Fence around school playing fields could be taken down after row over public access

A controversial fence around school playing fields could soon be taken down after a decades-long row over public access. Councillors decided that two small signs put up in the 1980s were not sufficient to mean an inner city high school could fence off the popular fields.

Students at Cotham High School have used the 23-acre Stoke Lodge playing fields since 2011 and a large fence was put up in 2019. But locals living nearby applied in 2018 to protect the fields as a “town green”, legally keeping it open to the public.

Five years later, councillors at Bristol City Council has finally decided to accept that application and register the fields as a town green. The high school warned that the decision would have major consequences for their ability to safely use the playing fields for sports.

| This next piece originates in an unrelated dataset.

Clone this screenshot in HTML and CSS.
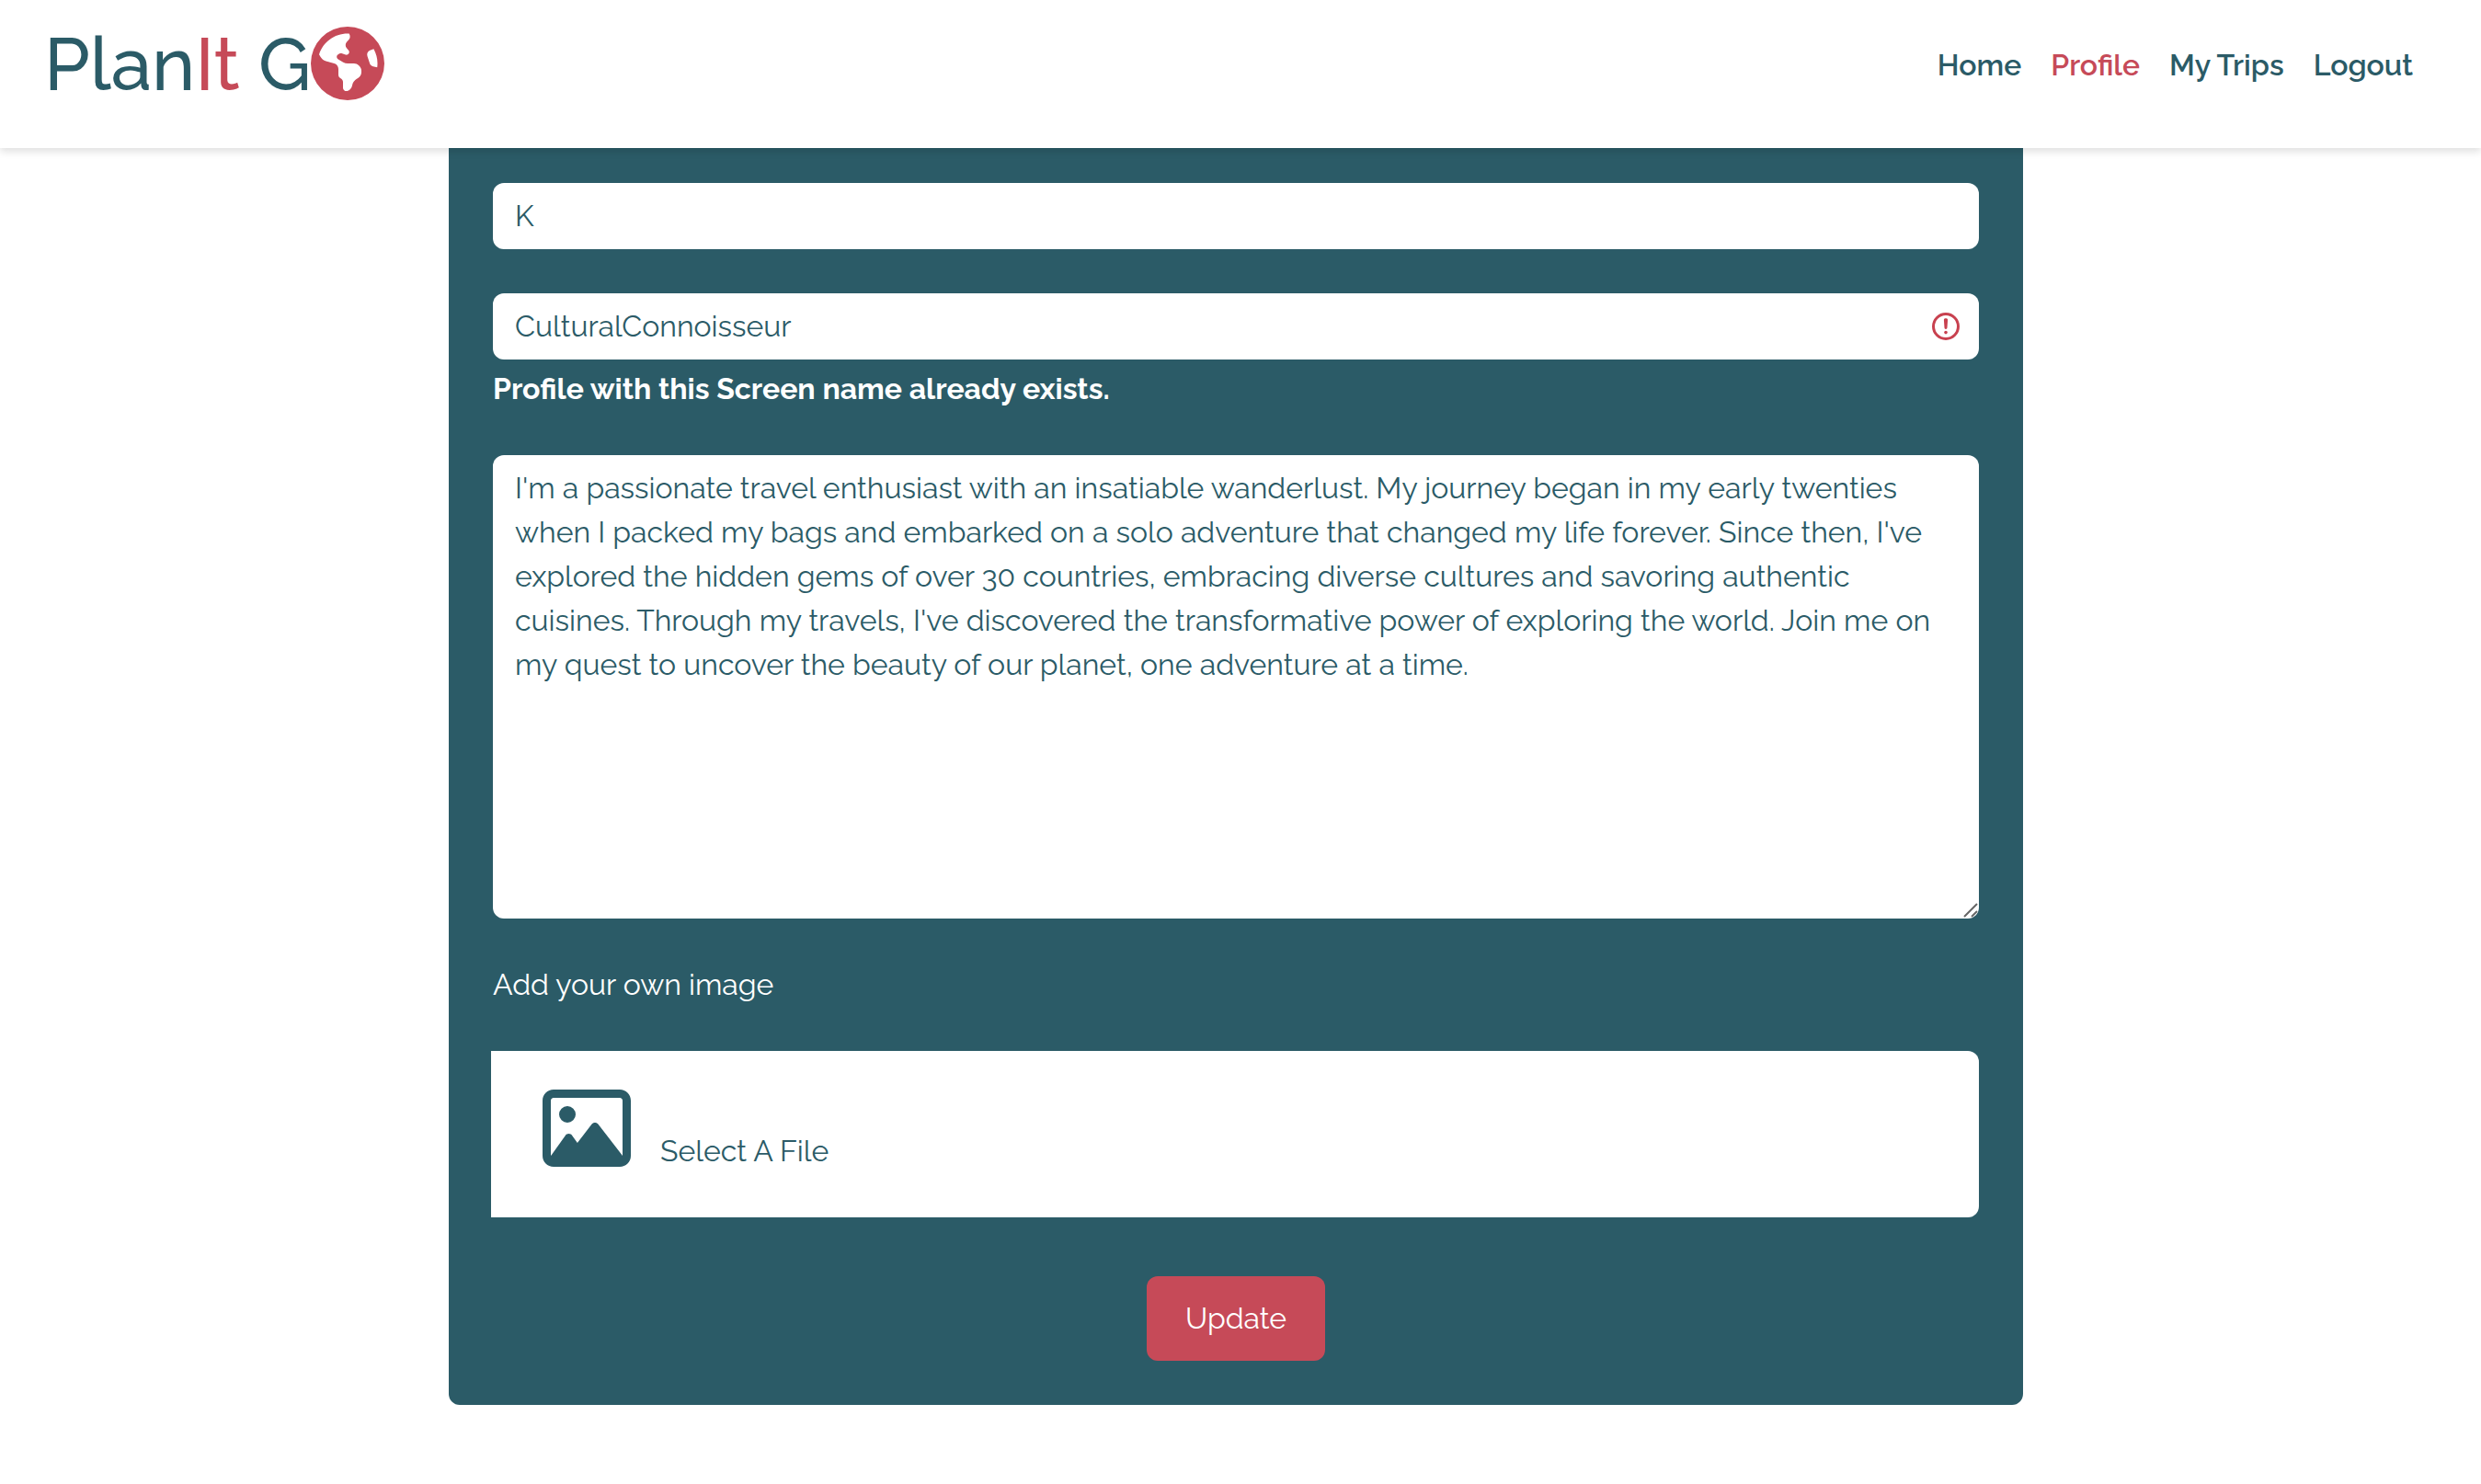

Read more: Decision day for fence around school playing fields at centre of decade-long row

Two signs put up on either 1985 or 1986 by Avon County Council formed a major part of debate by the public rights of way and greens committee. Barristers advising the council said these signs, warning against trespass, showed use of the playing fields was contentious.

Supporters of the school also argued that locals knew use of the land was contentious because of a previous green application and public inquiry in 2016. But locals dispute this and say the playing fields have been used for decades, with the small signs not visible to most people.

We Love Stoke Lodge is a campaign group fighting to keep public access to the playing fields. It says some other schools in Bristol use playing fields open to the public, and claim that both the Department for Education and Ofsted don’t believe a fence is needed there.

Emma Burgess, from the campaign, said: “Thousands of kids across the UK use open public land for PE, and Ofsted and the Department for Education have repeatedly confirmed they don’t require playing fields to be fenced. Sadly Cotham School doesn’t want to listen to our ideas for sharing Stoke Lodge. The school told us if we didn’t shut down our Facebook group, they would build a bigger fence and lock us out for good.”

Cotham School and Bristol City Council objected to the application. The school said the fence was needed to keep pupils safe, both from leaving school during the day and from any dog waste left on the field.

Headteacher Jo Butler said: “The landowner has made it consistently clear through signs that they object to the unfettered use of the land for the public. The school is under a statutory duty to provide sufficient outdoor space for its students. It has no other land available for this purpose.

“The school is also under very strict safeguarding duties which makes it impossible to allow the general public to use the land while its students are present. Granting this application would have very serious consequences for the operation of our school.

“It’s essential for our students, the majority of whom live in very deprived areas of Bristol in overcrowded housing with no access to green space at all. In fact the only space they have access to is the pavement outside of their homes or parks in a great state of disrepair.”

The committee was advised by a barrister that they should not base their decision on “whether public access to the land was a good thing or a bad thing”, nor the “strength of local feeling”, but instead on arcane and complex law.

The main legal question was whether locals were using the land “as of right”, meaning they did not need permission and the use of the land was not contentious. This could have been scuppered by the signs in the 1980s, but councillors decided these were too small to matter.

Liberal Democrat Councillor Andrew Varney said: “The key issue is whether the signs were sufficient to render the use of the land contentious. My conclusion is that they were not.

“Many people have used the land for decades without being aware of the signs. Stoke Lodge has numerous entrances, well worn footpaths, provision of infrastructure such as bins — and two signs erected by an extinct authority were not sufficient to render the use of the land contentious.”